What the task requires
Find the word "with" in the data. Return every line where it appears.

— BEGIN Supplied material —

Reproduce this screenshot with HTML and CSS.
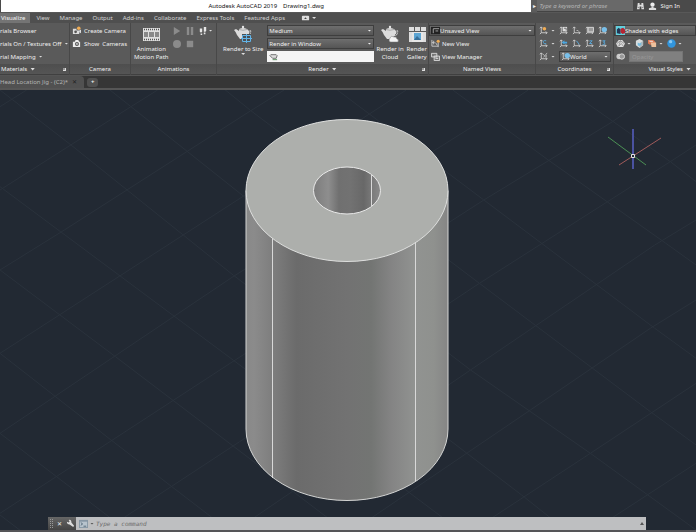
FILE: index.html
```html
<!DOCTYPE html>
<html lang="en">
<head>
<meta charset="utf-8">
<title>Autodesk AutoCAD 2019 - Drawing1.dwg</title>
<link rel="stylesheet" href="styles.css">
</head>
<body>
<svg class="defs" aria-hidden="true">
  <symbol id="teapot" viewBox="0 0 18 18">
    <path d="M5 4Q9 2 13 4L15 6Q18 4 17 8Q16 11 13 11L11 14H6L3 10Q2 7 0 5L2 4L5 6Z" fill="#dcdcdc"/>
    <path d="M15 7Q17 6 16 8Q15 10 14 10" fill="none" stroke="#5b5b5b"/>
    <path d="M5 4.500Q9 6 13 4.500" fill="none" stroke="#aaa"/><circle cx="9" cy="2" r="1.200" fill="#e6e6e6"/>
  </symbol>
  <symbol id="axes" viewBox="0 0 10 10">
    <path d="M2.500 1V7.500H9M1 2.500L2.500 1L4 2.500M7.500 6L9 7.500L7.500 9M2.500 7.500L1 9" fill="none" stroke="#d0d0d0"/>
  </symbol>
</svg>
<div class="app">
  <header class="titlebar">
    <h1 class="caption"><span>Autodesk AutoCAD 2019</span><span>Drawing1.dwg</span></h1>
    <button class="expand" aria-label="Expand search">▸</button>
    <input class="search" type="text" placeholder="Type a keyword or phrase" aria-label="Search">
    <button class="title-btn" aria-label="Find"><svg class="ico" viewBox="0 0 10 10"><path d="M2 1H4V3H6V1H8L9 8H6V5H4V8H1Z" fill="#ddd"/><path d="M2 6H3M7 6H8" stroke="#555"/></svg></button>
    <button class="title-btn"><svg class="ico" viewBox="0 0 10 10"><circle cx="5" cy="3" r="2.400" fill="#eee"/><path d="M4 5H6V6L9 7V9H1V7L4 6Z" fill="#ddd"/></svg>Sign In</button>
  </header>

  <nav class="tabs" aria-label="Ribbon">
    <button class="tab active">Visualize</button>
    <button class="tab">View</button>
    <button class="tab">Manage</button>
    <button class="tab">Output</button>
    <button class="tab">Add-ins</button>
    <button class="tab">Collaborate</button>
    <button class="tab">Express Tools</button>
    <button class="tab">Featured Apps</button>
    <button class="tab more" aria-label="Ribbon display"><svg class="ico" viewBox="0 0 10 10"><rect x="1" y="2" width="8" height="5" rx="1" fill="#ddd"/><path d="M3.500 5.500L5 3.500L6.500 5.500Z" fill="#444"/></svg><i class="arrow"></i></button>
  </nav>

  <main class="ribbon">
    <section class="panel">
      <div class="rows">
        <button class="cmd">rials Browser</button>
        <button class="cmd">rials On / Textures Off<i class="arrow"></i></button>
        <button class="cmd">rial Mapping<i class="arrow"></i></button>
      </div>
      <h2 class="foot start">Materials<i class="arrow big"></i><i class="launch"></i></h2>
    </section>

    <section class="panel">
      <div class="rows inset">
        <button class="cmd"><svg class="ico" viewBox="0 0 10 10"><path d="M1 3H5V5H8V9H1Z" fill="#ddd"/><circle cx="4" cy="6.500" r="1.500" fill="#555"/><circle cx="7.500" cy="2.500" r="2" fill="#efac55"/><path d="M8 5L10 4V8L8 7Z" fill="#ddd"/></svg>Create Camera</button>
        <button class="cmd"><svg class="ico" viewBox="0 0 10 10"><path d="M1 3H3L4 1H7L8 3H9V9H1Z" fill="#eee"/><circle cx="5.500" cy="5.500" r="2.200" fill="#555"/><circle cx="5.500" cy="5.500" r="1" fill="#ddd"/></svg>Show&nbsp; Cameras</button>
      </div>
      <h2 class="foot">Camera</h2>
    </section>

    <section class="panel">
      <div class="split">
        <button class="large"><svg class="pic" viewBox="0 0 18 18"><path d="M1 3H18V16H1Z" fill="#dedede"/><path d="M2 4.500H17M2 14.500H17" stroke="#555" stroke-width="1.500" stroke-dasharray="1 1"/><path d="M2 7H6V12H2ZM7 7H12V12H7ZM13 7H17V12H13Z" fill="#888"/></svg><span>Animation<br>Motion Path</span></button>
        <div class="media">
          <button class="cell" aria-label="Play"><svg class="ico" viewBox="0 0 10 10"><path d="M1 0L9 5L1 10Z" fill="#8b8b8b"/></svg></button>
          <button class="cell" aria-label="Pause"><svg class="ico" viewBox="0 0 10 10"><path d="M1 0H4V10H1ZM6 0H9V10H6Z" fill="#8b8b8b"/></svg></button>
          <button class="cell" aria-label="Walk"><svg class="ico" viewBox="0 0 10 10"><path d="M1 2H4V6L3 7H2L1 6ZM2 8H4V10H2ZM6 0H9V5L8 6H6ZM6 7H8V9H6Z" fill="#e6e6e6"/></svg><i class="arrow"></i></button>
          <button class="cell" aria-label="Record"><svg class="ico" viewBox="0 0 10 10"><circle cx="5" cy="5" r="5" fill="#8b8b8b"/></svg></button>
          <button class="cell" aria-label="Stop"><svg class="ico" viewBox="0 0 10 10"><path d="M1 1H9V9H1Z" fill="#8b8b8b"/></svg></button>
        </div>
      </div>
      <h2 class="foot">Animations</h2>
    </section>

    <section class="panel">
      <div class="split render">
        <button class="large"><svg class="pic" viewBox="0 0 18 18"><use href="#teapot"/><path d="M8 9H17V17H8Z" fill="#4d5052"/><path d="M8.500 10.500H16.500V16.500H8.500ZM12.500 9V18M7 13.500H18" fill="none" stroke="#62b4e8"/></svg><span>Render to Size</span><i class="arrow"></i></button>
        <div class="rows fields">
          <label class="combo"><select aria-label="Quality"><option>Medium</option></select></label>
          <label class="combo"><select aria-label="Target"><option>Render in Window</option></select></label>
          <div class="progress"><svg class="ico" viewBox="0 0 10 10"><path d="M2 3H8L9 4L8 7H4L1 4Z" fill="#ddd" stroke="#666"/><path d="M4 8.500H9" stroke="#4c8a52"/></svg></div>
        </div>
        <button class="large"><svg class="pic" viewBox="0 0 18 18"><use href="#teapot"/><path d="M9 17Q7 15 9 13Q10 10 13 12Q15 11 16 14Q18 14 17 17Z" fill="#f4f4f4" stroke="#777" stroke-width=".5"/></svg><span>Render in<br>Cloud</span></button>
        <button class="large"><svg class="pic" viewBox="0 0 18 18"><path d="M1 2H6V6H1ZM7 2H12V6H7ZM13 2H18V6H13ZM1 7H4V17H1ZM15 7H18V17H15Z" fill="#ddd"/><path d="M4 7H15V17H4Z" fill="#e6e6e6"/><path d="M6 8H13V15H6Z" fill="#5da5d3"/><path d="M6 15L9 11L13 15Z" fill="#386f98"/></svg><span>Render<br>Gallery</span></button>
      </div>
      <h2 class="foot">Render<i class="arrow big"></i><i class="launch"></i></h2>
    </section>

    <section class="panel">
      <div class="rows">
        <label class="combo with-icon"><svg class="ico" viewBox="0 0 10 10"><path d="M0 1H10V9H0Z" fill="#222"/><path d="M2.500 8V3H9M5 5.500H8" fill="none" stroke="#aaa"/></svg><select aria-label="View"><option>Unsaved View</option></select></label>
        <button class="cmd pad"><svg class="ico" viewBox="0 0 10 10"><path d="M1 1V8H8M3 2V6M1 4H4M8 4V9" fill="none" stroke="#ccc"/><path d="M5 4L7 7" stroke="#ccc"/><circle cx="8" cy="2.500" r="1.800" fill="#efac55"/></svg>New View</button>
        <button class="cmd pad"><svg class="ico" viewBox="0 0 10 10"><path d="M.5 1.500H6.500V5.500H.5ZM3.500 4.500H9.500V9.500H3.500Z" fill="#777" stroke="#ddd"/><path d="M5 7H8" stroke="#eee"/></svg>View Manager</button>
      </div>
      <h2 class="foot">Named Views</h2>
    </section>

    <section class="panel">
      <div class="coords">
        <button class="cell" aria-label="Origin"><svg class="ico" viewBox="0 0 10 10"><use href="#axes"/><circle cx="6" cy="3" r="2" fill="#efac55"/></svg><i class="arrow"></i></button>
        <button class="cell" aria-label="UCS icon"><svg class="ico" viewBox="0 0 10 10"><use href="#axes"/><path d="M4 1H9V6H4Z" fill="#ddd"/><path d="M5.500 2.500H8V5" fill="none" stroke="#666"/></svg></button>
        <button class="cell" aria-label="UCS"><svg class="ico" viewBox="0 0 10 10"><use href="#axes"/><path d="M5 5H7" stroke="#bbb"/></svg></button>
        <button class="cell" aria-label="Named UCS"><svg class="ico" viewBox="0 0 10 10"><use href="#axes"/><path d="M3.500 1.500H9.500V6.500H3.500Z" fill="#999" stroke="#ddd"/></svg></button>
        <button class="cell" aria-label="World UCS"><svg class="ico" viewBox="0 0 10 10"><use href="#axes"/><circle cx="7" cy="4" r="3" fill="#79bfe9"/></svg></button>
        <button class="cell" aria-label="Rotate"><svg class="ico" viewBox="0 0 10 10"><use href="#axes"/><path d="M8 2Q4 1 5 4Q5 6 8 5" fill="none" stroke="#58a9dd"/></svg><i class="arrow"></i></button>
        <button class="cell" aria-label="Previous"><svg class="ico" viewBox="0 0 10 10"><use href="#axes"/><path d="M3 4L6 1.500V3H9V5H6V6Z" fill="#4ba7e1"/></svg></button>
        <button class="cell" aria-label="Object"><svg class="ico" viewBox="0 0 10 10"><use href="#axes"/><path d="M5 2L8 6" stroke="#58a9dd"/></svg></button>
        <button class="cell" aria-label="Z axis"><svg class="ico" viewBox="0 0 10 10"><use href="#axes"/><path d="M5 2H8L5 5H8" fill="none" stroke="#58a9dd"/></svg></button>
        <button class="cell" aria-label="Three point"><svg class="ico" viewBox="0 0 10 10"><use href="#axes"/><path d="M5 2H8L6 3.500Q9 4 7 6H5" fill="none" stroke="#58a9dd"/></svg></button>
        <button class="cell" aria-label="View UCS"><svg class="ico" viewBox="0 0 10 10"><use href="#axes"/><path d="M4 2L7 5M9 1L5 6M8 3V6" stroke="#bbb"/></svg><i class="arrow"></i></button>
        <label class="combo with-icon wide"><svg class="ico" viewBox="0 0 10 10"><use href="#axes"/><circle cx="7" cy="4" r="3" fill="#79bfe9"/></svg><select aria-label="UCS name"><option>World</option></select></label>
      </div>
      <h2 class="foot">Coordinates<i class="launch"></i></h2>
    </section>

    <section class="panel">
      <div class="rows">
        <label class="combo with-icon bare"><svg class="ico" viewBox="0 0 10 10"><path d="M0 0H10V10H0Z" fill="#62cfdd"/><path d="M1 8V4L3 2L5 4V9Z" fill="#253654"/><path d="M5 3L8 2L10 4V8L7 9L5 7Z" fill="#b52531"/></svg><select aria-label="Visual style"><option>Shaded with edges</option></select></label>
        <div class="strip">
          <button class="cell" aria-label="X-ray"><svg class="ico" viewBox="0 0 10 10"><path d="M3 1H7L10 5L8 9H2L0 5Z" fill="#ddd"/><path d="M5 2L3 8L6 5L8 8M1 5L5 2L9 5" fill="none" stroke="#777" stroke-width=".7"/></svg><i class="arrow"></i></button>
          <button class="cell" aria-label="Faces"><svg class="ico" viewBox="0 0 10 10"><path d="M5 0L9 2V7L5 10L1 7V2Z" fill="#d9dedf"/><path d="M5 5L9 2V7L5 10Z" fill="#aeb8bc"/><path d="M3 4L5 5L7 4V6L5 8L3 7Z" fill="#76bcdf"/></svg></button>
          <button class="cell" aria-label="Materials"><svg class="ico" viewBox="0 0 10 10"><path d="M0 1H6L8 3V5H3V7L0 5Z" fill="#df7852"/><path d="M3 4H9V9H4Z" fill="#edc19d"/><path d="M1 2H5L6 3H2Z" fill="#eee"/></svg><i class="arrow"></i></button>
          <button class="cell" aria-label="Environment"><svg class="ico" viewBox="0 0 10 10"><circle cx="5" cy="5" r="4.700" fill="#3295dc"/><circle cx="4" cy="3" r="1.800" fill="#88c8f2"/></svg><i class="arrow"></i></button>
        </div>
        <div class="strip opacity">
          <svg class="ico" viewBox="0 0 10 10"><circle cx="3.500" cy="5" r="3" fill="#ccc"/><circle cx="6.500" cy="5" r="3" fill="#999" stroke="#ddd"/></svg>
          <input type="text" placeholder="Opacity" aria-label="Opacity">
        </div>
      </div>
      <h2 class="foot end">Visual Styles<i class="arrow big"></i></h2>
    </section>
  </main>

  <nav class="files" aria-label="Drawings">
    <div class="file"><a href="#drawing">Head Location Jig - (C2)*</a><button class="close" aria-label="Close drawing">✕</button></div>
    <button class="add" aria-label="New drawing">+</button>
  </nav>

  <div class="canvas" id="drawing">
    <svg class="model" viewBox="0 0 696 440" preserveAspectRatio="xMidYMin slice" role="img" aria-label="Shaded hollow cylinder">
      <defs>
        <linearGradient id="side">
          <stop offset="0" stop-color="#898989"/><stop offset=".04" stop-color="#8b8b8b"/><stop offset=".13" stop-color="#7e7e7e"/><stop offset=".25" stop-color="#6b6b6b"/><stop offset=".5" stop-color="#727272"/><stop offset=".62" stop-color="#737573"/><stop offset=".72" stop-color="#848484"/><stop offset=".84" stop-color="#919391"/><stop offset=".93" stop-color="#8f918e"/><stop offset="1" stop-color="#858585"/>
        </linearGradient>
        <linearGradient id="bore">
          <stop offset="0" stop-color="#7c7c7c"/><stop offset=".22" stop-color="#8e8e8e"/><stop offset=".38" stop-color="#707070"/><stop offset=".55" stop-color="#727272"/><stop offset=".75" stop-color="#686868"/><stop offset=".9" stop-color="#7e7e7e"/><stop offset="1" stop-color="#8a8a8a"/>
        </linearGradient>
      </defs>
      <g class="grid" transform="scale(.4439 .3333)">
        <path d="M0 0L160 165L525 555L1175 1215L1280 1326M210 -40L295 50L550 320L1060 840L1330 1090L1568 1320M480 -30L565 62L1080 580L1465 965L1568 1065M760 0L1090 330L1475 715L1568 805M1020 0L1235 210L1500 460L1568 525M1280 0L1510 215L1568 275M1530 0L1568 35M0 290L525 810L1040 1326M0 540L260 800L780 1326M0 790L250 1050L520 1326M0 1030L290 1326M0 1275L50 1326"/>
        <path d="M0 300L295 50L355 0M0 540L145 420L565 62L640 0M0 790L550 317L915 0M0 1030L525 560L1100 80L1190 0M0 1270L530 810L1090 330L1380 95L1480 0M230 1326L540 1055L1080 580L1510 215L1568 165M525 1326L1060 840L1475 465L1568 390M790 1326L1195 960L1465 715L1568 630M1060 1326L1330 1090L1568 880M1330 1326L1568 1120M0 50L60 0"/>
      </g>
      <path d="M246 100.500V339A101 71.500 0 0 0 448 339V100.500Z" fill="url(#side)" stroke="#d4d5d4"/>
      <path d="M272.500 140V388M415.500 140V391" class="seam"/>
      <ellipse cx="347" cy="100.500" rx="101" ry="71" fill="#adafac" stroke="#dedfde"/>
      <ellipse cx="347" cy="100.500" rx="33.500" ry="23.500" fill="url(#bore)" stroke="#e9e9e9"/>
      <path d="M371.500 84V117" class="seam"/>
      <g fill="none">
        <path d="M633 39V79" stroke="#4a52a0" stroke-width="2"/><path d="M608 47L646 75" stroke="#4c9155"/><path d="M661 48L619 75" stroke="#a05a5a"/>
        <path d="M631.500 64.500H634.500V67.500H631.500Z" fill="#222933" stroke="#e2e2e2"/>
      </g>
    </svg>
    <form class="command">
      <div class="tools"><i class="grip"></i><button type="button" aria-label="Close">✕</button><button type="button" aria-label="Customize"><svg class="ico" viewBox="0 0 10 10"><path d="M1 3L3 4L4 3L3 1Q6 0 6 4L9 7.500L8 9L4 6Q1 6 1 3Z" fill="#ddd"/></svg></button></div>
      <svg class="ico prompt" viewBox="0 0 10 10"><path d="M0 1H10V10H0Z" fill="#8797a5"/><path d="M1 3H9V9H1Z" fill="#b7c3cd"/><path d="M2 4L4 5.500L2 7M5 8H8" fill="none" stroke="#4f6475"/></svg><i class="arrow"></i>
      <input type="text" placeholder="Type a command" aria-label="Command">
      <button type="button" class="history" aria-label="History"><i class="arrow up"></i></button>
    </form>
  </div>
</div>
</body>
</html>
```
FILE: styles.css
```css
* { box-sizing: border-box; }
body { margin: 0; font: 6px/8px "Noto Sans", "Open Sans", sans-serif; color: #f0f0f0; background: #222933; }
button, input, select { margin: 0; padding: 0; border: 0; font: inherit; color: inherit; background: none; min-width: 0; }
button { white-space: nowrap; }
h1, h2 { margin: 0; font: inherit; }
.defs { position: absolute; width: 0; height: 0; }
.app { display: flex; flex-direction: column; min-height: 100vh; border-bottom: 2px solid #555558; }
.ico { width: 9px; height: 9px; flex: none; display: block; }

.arrow { display: block; flex: none; width: 4px; height: 2px; background: #ddd; clip-path: polygon(0 0, 100% 0, 50% 100%); }
.arrow.big { width: 5px; height: 3px; }
.arrow.up { height: 3px; background: #222; clip-path: polygon(50% 0, 100% 100%, 0 100%); }
.launch { position: absolute; right: 3px; width: 3px; height: 3px; border: solid #ddd; border-width: 0 1px 1px 0; background: #999; }

.titlebar { display: flex; height: 12px; background: #4a4a4a; border-left: 1px solid #4a4a4a; }
.caption { flex: 1; display: flex; justify-content: center; align-items: center; gap: 6px; background: #fff; color: #111; }
.expand { width: 6px; background: #5c5c5c; }
.search { width: 96px; padding: 0 2px; background: #696969; border-bottom: 1px solid #444; font-style: italic; }
.search::placeholder { color: #b5b5b5; opacity: 1; }
.title-btn { display: flex; align-items: center; gap: 3px; padding-left: 3px; }
.title-btn:last-child { padding: 0 16px 0 3px; }

.tabs { display: flex; height: 11px; background: #4f4f4f; border-top: 1px solid #585858; }
.tab { padding: 0 5px; color: #d4d4d4; }
.tab.active { padding: 0 5px 0 1px; margin-right: 1px; background: #747474; color: #f4f4f4; }
.tab.more { display: flex; align-items: center; gap: 2px; margin-left: 6px; }

.ribbon { display: grid; grid-template-columns: 70px 61px 86px minmax(212px, 1fr) 107px 78px 82px; height: 52px; background: #5a5a5a; }
.panel { display: flex; flex-direction: column; justify-content: space-between; overflow: hidden; padding-top: 2px; border-right: 1px solid #484848; }
.panel:last-child { border-right: 0; }
.foot { position: relative; display: flex; justify-content: center; align-items: center; gap: 3px; height: 11px; background: linear-gradient(#4e4e4e, #555); border-bottom: 1px solid #404040; }
.foot.start { justify-content: flex-start; padding-left: 1px; }
.foot.end { justify-content: flex-end; padding-right: 5px; }
.rows { display: grid; grid-template-rows: repeat(3, 11px); gap: 2px; }
.rows.inset { padding-left: 2px; }
.cmd { display: flex; align-items: center; gap: 3px; text-align: left; }
.cmd.pad { padding-left: 2px; gap: 2px; }
.split { display: flex; align-items: flex-start; }
.large { display: flex; flex-direction: column; align-items: center; flex: none; padding: 0 3px; }
.pic { width: 18px; height: 18px; margin-bottom: 2px; }
.media { display: grid; grid-template-columns: 13px 13px 1fr; grid-auto-rows: 11px; gap: 2px 0; padding-left: 1px; }
.cell { display: flex; align-items: center; gap: 2px; }
.media .ico { width: 8px; height: 8px; }
.render { gap: 1px; padding-left: 3px; }
.render .large { padding: 0 1px; }
.render .large:first-child { padding: 0 3px; }
.fields { flex: 1; }

.combo { position: relative; display: flex; align-items: center; background: linear-gradient(#6e6e6e, #555); border: 1px solid #3e3e3e; }
.combo::after { content: ""; position: absolute; right: 2px; width: 4px; height: 2px; background: #eee; clip-path: polygon(0 0, 100% 0, 50% 100%); }
.combo select { flex: 1; appearance: none; padding-left: 1px; outline: 0; }
.with-icon { padding-left: 1px; }
.with-icon select { padding-left: 0; }
.bare::after { display: none; }
.progress { display: flex; align-items: center; padding-left: 2px; background: #f5f5f5; }

.coords { display: grid; grid-template-columns: 20px repeat(4, 13px); grid-auto-rows: 11px; gap: 2px 0; padding-left: 3px; }
.coords .cell { gap: 3px; }
.wide { grid-column: 2 / -1; }
.strip { display: flex; align-items: center; gap: 4px; padding-left: 2px; }
.opacity input { width: 54px; height: 11px; padding-left: 2px; background: #808080; border: 1px solid #757575; }
.opacity input::placeholder { color: #989898; opacity: 1; }

.files { display: flex; align-items: center; gap: 3px; height: 15px; background: #363636; border-top: 1px solid #555; border-bottom: 2px solid #565656; }
.file { display: flex; align-items: center; gap: 4px; height: 100%; padding-right: 7px; background: #515151; border-radius: 0 4px 0 0; }
.file a { color: #b4b4b4; text-decoration: none; }
.close { color: #222; }
.add { width: 11px; height: 9px; line-height: 8px; font-weight: bold; background: #505050; border-radius: 3px; }

.canvas { position: relative; flex: 1; display: flex; overflow: hidden; background: #222933; }
.model { display: block; width: 100%; height: auto; }
.grid path { fill: none; stroke: #2a323c; stroke-width: 1px; vector-effect: non-scaling-stroke; }
.seam { fill: none; stroke: #d8d8d8; }
.command { position: absolute; left: 48px; right: 50px; bottom: 0; display: flex; align-items: center; gap: 2px; height: 13px; background: #bebfc1; color: #333; }
.tools { display: flex; align-items: center; gap: 4px; width: 28px; height: 100%; padding-left: 2px; background: linear-gradient(#666, #444); color: #eee; }
.grip { width: 3px; height: 9px; border: dotted #999; border-width: 0 1px; }
.prompt { margin-left: 1px; }
.command .arrow { background: #555; }
.command input { flex: 1; font: italic 6px/8px "DejaVu Sans Mono", monospace; }
.command input::placeholder { color: #6b6b6b; opacity: 1; }
.history { padding: 0 2px; }
```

— END Supplied material —

Solution to this task
Reproduce this screenshot with HTML and CSS.
        <label class="combo with-icon"><svg class="ico" viewBox="0 0 10 10"><path d="M0 1H10V9H0Z" fill="#222"/><path d="M2.500 8V3H9M5 5.500H8" fill="none" stroke="#aaa"/></svg><select aria-label="View"><option>Unsaved View</option></select></label>
        <label class="combo with-icon wide"><svg class="ico" viewBox="0 0 10 10"><use href="#axes"/><circle cx="7" cy="4" r="3" fill="#79bfe9"/></svg><select aria-label="UCS name"><option>World</option></select></label>
        <label class="combo with-icon bare"><svg class="ico" viewBox="0 0 10 10"><path d="M0 0H10V10H0Z" fill="#62cfdd"/><path d="M1 8V4L3 2L5 4V9Z" fill="#253654"/><path d="M5 3L8 2L10 4V8L7 9L5 7Z" fill="#b52531"/></svg><select aria-label="Visual style"><option>Shaded with edges</option></select></label>
.with-icon { padding-left: 1px; }
.with-icon select { padding-left: 0; }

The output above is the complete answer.